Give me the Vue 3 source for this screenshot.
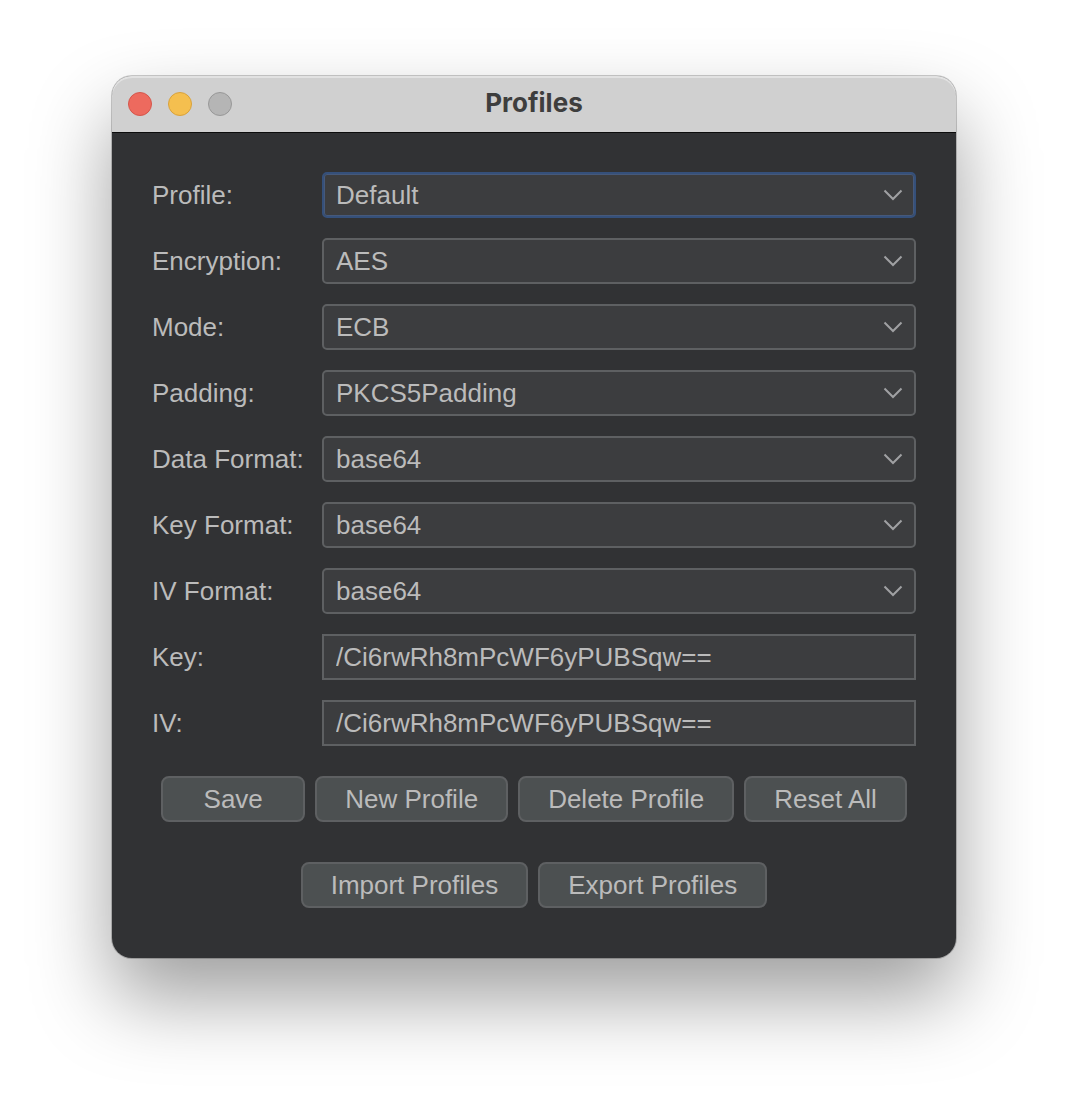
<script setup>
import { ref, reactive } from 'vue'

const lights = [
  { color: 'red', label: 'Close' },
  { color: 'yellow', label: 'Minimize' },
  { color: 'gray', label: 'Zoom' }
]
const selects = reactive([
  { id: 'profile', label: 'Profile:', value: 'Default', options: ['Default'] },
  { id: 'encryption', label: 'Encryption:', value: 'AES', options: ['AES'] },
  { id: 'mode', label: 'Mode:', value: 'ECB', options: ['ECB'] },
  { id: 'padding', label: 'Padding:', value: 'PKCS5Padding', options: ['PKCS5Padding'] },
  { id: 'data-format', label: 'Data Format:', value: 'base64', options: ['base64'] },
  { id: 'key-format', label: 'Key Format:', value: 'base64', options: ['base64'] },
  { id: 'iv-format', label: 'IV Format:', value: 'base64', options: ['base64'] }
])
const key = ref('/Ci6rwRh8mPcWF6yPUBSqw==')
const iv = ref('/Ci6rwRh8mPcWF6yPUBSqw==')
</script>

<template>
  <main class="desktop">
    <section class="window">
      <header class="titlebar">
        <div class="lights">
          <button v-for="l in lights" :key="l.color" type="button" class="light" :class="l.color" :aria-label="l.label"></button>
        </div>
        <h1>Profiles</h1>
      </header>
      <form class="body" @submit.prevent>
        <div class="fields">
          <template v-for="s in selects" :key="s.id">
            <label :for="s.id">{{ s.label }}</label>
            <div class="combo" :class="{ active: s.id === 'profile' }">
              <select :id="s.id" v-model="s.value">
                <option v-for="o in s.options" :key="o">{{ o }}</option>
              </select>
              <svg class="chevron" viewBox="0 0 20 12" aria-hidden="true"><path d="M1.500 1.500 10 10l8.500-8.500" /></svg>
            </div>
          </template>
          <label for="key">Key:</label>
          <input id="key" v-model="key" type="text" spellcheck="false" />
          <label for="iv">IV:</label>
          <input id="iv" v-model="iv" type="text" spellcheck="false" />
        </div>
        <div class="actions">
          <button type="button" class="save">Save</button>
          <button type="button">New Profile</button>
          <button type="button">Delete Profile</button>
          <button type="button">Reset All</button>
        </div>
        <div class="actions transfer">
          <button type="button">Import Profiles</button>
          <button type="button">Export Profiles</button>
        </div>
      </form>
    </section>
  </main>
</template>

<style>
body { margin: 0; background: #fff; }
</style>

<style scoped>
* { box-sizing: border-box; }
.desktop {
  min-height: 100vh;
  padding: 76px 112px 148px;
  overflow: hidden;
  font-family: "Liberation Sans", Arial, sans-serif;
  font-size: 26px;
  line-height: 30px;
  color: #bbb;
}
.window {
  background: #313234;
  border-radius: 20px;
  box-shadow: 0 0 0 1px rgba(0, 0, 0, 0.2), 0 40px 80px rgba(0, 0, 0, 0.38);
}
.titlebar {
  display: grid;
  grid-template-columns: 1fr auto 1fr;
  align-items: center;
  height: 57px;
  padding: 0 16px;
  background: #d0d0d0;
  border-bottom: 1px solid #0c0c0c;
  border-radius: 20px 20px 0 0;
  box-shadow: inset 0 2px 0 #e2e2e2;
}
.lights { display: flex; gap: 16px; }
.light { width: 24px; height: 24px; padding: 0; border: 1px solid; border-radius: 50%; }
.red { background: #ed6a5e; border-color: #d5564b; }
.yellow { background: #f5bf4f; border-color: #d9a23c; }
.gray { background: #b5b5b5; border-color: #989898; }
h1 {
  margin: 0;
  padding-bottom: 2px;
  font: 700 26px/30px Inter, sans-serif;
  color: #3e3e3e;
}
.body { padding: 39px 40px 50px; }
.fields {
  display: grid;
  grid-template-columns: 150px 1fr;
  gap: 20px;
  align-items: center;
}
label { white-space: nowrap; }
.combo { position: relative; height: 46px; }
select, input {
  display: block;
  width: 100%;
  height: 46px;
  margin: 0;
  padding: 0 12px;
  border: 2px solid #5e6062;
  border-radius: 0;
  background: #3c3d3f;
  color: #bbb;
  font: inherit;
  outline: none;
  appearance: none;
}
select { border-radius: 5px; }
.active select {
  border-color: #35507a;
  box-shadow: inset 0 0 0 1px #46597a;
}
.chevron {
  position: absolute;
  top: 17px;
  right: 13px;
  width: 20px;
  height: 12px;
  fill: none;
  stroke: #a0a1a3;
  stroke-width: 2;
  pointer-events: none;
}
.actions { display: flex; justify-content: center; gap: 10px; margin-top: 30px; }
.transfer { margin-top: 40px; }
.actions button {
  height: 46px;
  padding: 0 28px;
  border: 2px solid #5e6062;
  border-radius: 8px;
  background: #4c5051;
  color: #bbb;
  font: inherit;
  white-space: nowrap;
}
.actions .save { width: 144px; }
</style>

Task brief: Using the data above, print every line exactly, omitting pictures.

Full response:
Give me the Vue 3 source for this screenshot.
<script setup>
import { ref, reactive } from 'vue'

const lights = [
  { color: 'red', label: 'Close' },
  { color: 'yellow', label: 'Minimize' },
  { color: 'gray', label: 'Zoom' }
]
const selects = reactive([
  { id: 'profile', label: 'Profile:', value: 'Default', options: ['Default'] },
  { id: 'encryption', label: 'Encryption:', value: 'AES', options: ['AES'] },
  { id: 'mode', label: 'Mode:', value: 'ECB', options: ['ECB'] },
  { id: 'padding', label: 'Padding:', value: 'PKCS5Padding', options: ['PKCS5Padding'] },
  { id: 'data-format', label: 'Data Format:', value: 'base64', options: ['base64'] },
  { id: 'key-format', label: 'Key Format:', value: 'base64', options: ['base64'] },
  { id: 'iv-format', label: 'IV Format:', value: 'base64', options: ['base64'] }
])
const key = ref('/Ci6rwRh8mPcWF6yPUBSqw==')
const iv = ref('/Ci6rwRh8mPcWF6yPUBSqw==')
</script>

<template>
  <main class="desktop">
    <section class="window">
      <header class="titlebar">
        <div class="lights">
          <button v-for="l in lights" :key="l.color" type="button" class="light" :class="l.color" :aria-label="l.label"></button>
        </div>
        <h1>Profiles</h1>
      </header>
      <form class="body" @submit.prevent>
        <div class="fields">
          <template v-for="s in selects" :key="s.id">
            <label :for="s.id">{{ s.label }}</label>
            <div class="combo" :class="{ active: s.id === 'profile' }">
              <select :id="s.id" v-model="s.value">
                <option v-for="o in s.options" :key="o">{{ o }}</option>
              </select>
              <svg class="chevron" viewBox="0 0 20 12" aria-hidden="true"><path d="M1.500 1.500 10 10l8.500-8.500" /></svg>
            </div>
          </template>
          <label for="key">Key:</label>
          <input id="key" v-model="key" type="text" spellcheck="false" />
          <label for="iv">IV:</label>
          <input id="iv" v-model="iv" type="text" spellcheck="false" />
        </div>
        <div class="actions">
          <button type="button" class="save">Save</button>
          <button type="button">New Profile</button>
          <button type="button">Delete Profile</button>
          <button type="button">Reset All</button>
        </div>
        <div class="actions transfer">
          <button type="button">Import Profiles</button>
          <button type="button">Export Profiles</button>
        </div>
      </form>
    </section>
  </main>
</template>

<style>
body { margin: 0; background: #fff; }
</style>

<style scoped>
* { box-sizing: border-box; }
.desktop {
  min-height: 100vh;
  padding: 76px 112px 148px;
  overflow: hidden;
  font-family: "Liberation Sans", Arial, sans-serif;
  font-size: 26px;
  line-height: 30px;
  color: #bbb;
}
.window {
  background: #313234;
  border-radius: 20px;
  box-shadow: 0 0 0 1px rgba(0, 0, 0, 0.2), 0 40px 80px rgba(0, 0, 0, 0.38);
}
.titlebar {
  display: grid;
  grid-template-columns: 1fr auto 1fr;
  align-items: center;
  height: 57px;
  padding: 0 16px;
  background: #d0d0d0;
  border-bottom: 1px solid #0c0c0c;
  border-radius: 20px 20px 0 0;
  box-shadow: inset 0 2px 0 #e2e2e2;
}
.lights { display: flex; gap: 16px; }
.light { width: 24px; height: 24px; padding: 0; border: 1px solid; border-radius: 50%; }
.red { background: #ed6a5e; border-color: #d5564b; }
.yellow { background: #f5bf4f; border-color: #d9a23c; }
.gray { background: #b5b5b5; border-color: #989898; }
h1 {
  margin: 0;
  padding-bottom: 2px;
  font: 700 26px/30px Inter, sans-serif;
  color: #3e3e3e;
}
.body { padding: 39px 40px 50px; }
.fields {
  display: grid;
  grid-template-columns: 150px 1fr;
  gap: 20px;
  align-items: center;
}
label { white-space: nowrap; }
.combo { position: relative; height: 46px; }
select, input {
  display: block;
  width: 100%;
  height: 46px;
  margin: 0;
  padding: 0 12px;
  border: 2px solid #5e6062;
  border-radius: 0;
  background: #3c3d3f;
  color: #bbb;
  font: inherit;
  outline: none;
  appearance: none;
}
select { border-radius: 5px; }
.active select {
  border-color: #35507a;
  box-shadow: inset 0 0 0 1px #46597a;
}
.chevron {
  position: absolute;
  top: 17px;
  right: 13px;
  width: 20px;
  height: 12px;
  fill: none;
  stroke: #a0a1a3;
  stroke-width: 2;
  pointer-events: none;
}
.actions { display: flex; justify-content: center; gap: 10px; margin-top: 30px; }
.transfer { margin-top: 40px; }
.actions button {
  height: 46px;
  padding: 0 28px;
  border: 2px solid #5e6062;
  border-radius: 8px;
  background: #4c5051;
  color: #bbb;
  font: inherit;
  white-space: nowrap;
}
.actions .save { width: 144px; }
</style>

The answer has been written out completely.